El 2025 promete ser un año especialmente tedioso para la opinión pública española. No por lo que ocurra, sino por lo que nos van a contar que ocurre. El Gobierno, con su habitual maestría para manejar cortinas de humo, ha decidido que el cincuentenario de la muerte de Franco merece una serie de actos oficiales. Y aquí estamos, otra vez, con el cromo de Franco en la mano, dispuesto a ser intercambiado en el mercado político mientras la inflación aprieta, el empleo tambalea y la deuda nos asfixia.
La noticia que ha encendido la mecha es la ausencia del Rey en el primer acto conmemorativo. Oficialmente, por problemas de agenda. Extraoficialmente, porque nadie en su sano juicio quiere pringarse en una trinchera donde la munición es puramente simbólica. Felipe VI no quiere, ni puede, entrar en este juego. Y no porque no tenga agenda, sino porque no tiene estómago para prestarse a otro aquelarre histórico.
No nos engañemos. Estos actos no tienen absolutamente nada que ver con la memoria histórica, ni con la pedagogía democrática, ni con el pasado. Tienen que ver con el presente. Con un Gobierno incapaz de ofrecer soluciones reales a los problemas actuales, que prefiere abrir una caja polvorienta para sacar el fantasma de siempre. Franco es el fetiche perfecto porque, a diferencia de los problemas reales, Franco no se queja, no replica y, sobre todo, no gobierna.
El PP, por su parte, ya ha anunciado que no participará en estos actos porque considera que tienen un «sentido partidista». Qué sorpresa. Como si alguien, a estas alturas, pensara que este tipo de efemérides no van cargadas de intención política. No hay nada neutral en la memoria histórica cuando la gestionan los mismos que aplauden a los herederos de ETA en el Congreso.
Mientras tanto, la sociedad española se divide una vez más entre los que creen que estos actos son necesarios para «cerrar heridas» y los que opinan que ya es hora de mirar hacia adelante. Pero a estas alturas, la mayoría de los ciudadanos están demasiado ocupados intentando llegar a fin de mes como para prestarle atención a un desfile de políticos lanzándose losas de granito a la cabeza.

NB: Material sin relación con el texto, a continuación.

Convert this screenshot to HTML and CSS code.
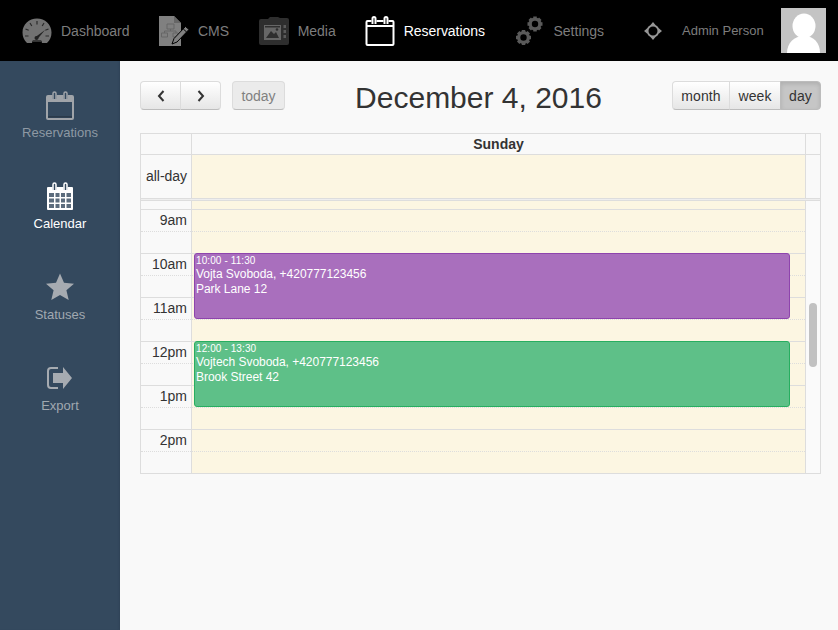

Lo triste de todo esto es que, al final, la figura de Franco vuelve a ser utilizada como herramienta de confrontación. Porque mientras discutimos sobre si el Rey debería o no acudir a un acto, o si el PP debería o no participar, nadie habla de lo que realmente importa. Nadie habla del paro juvenil, de la factura de la luz, de la inseguridad en las calles, del desmantelamiento silencioso de la clase media o de los veinte nuevos impuestos que entraron en vigor desde el 1 de enero.
El Gobierno sabe que la polarización es su mejor aliada. Y Franco, cincuenta años después de su muerte, sigue siendo un combustible excepcional para alimentar esa máquina. Al final, lo de siempre: ruido, humo y mucho teatro.
Lo verdaderamente revolucionario en España sería que un Gobierno dejara de jugar con los fantasmas del pasado y empezara a enfrentarse, de una vez por todas, a los monstruos del presente. Pero eso exigiría valor, responsabilidad y, sobre todo, política de verdad. Tres cosas que, a juzgar por el panorama, parecen estar más muertas que el propio dictador.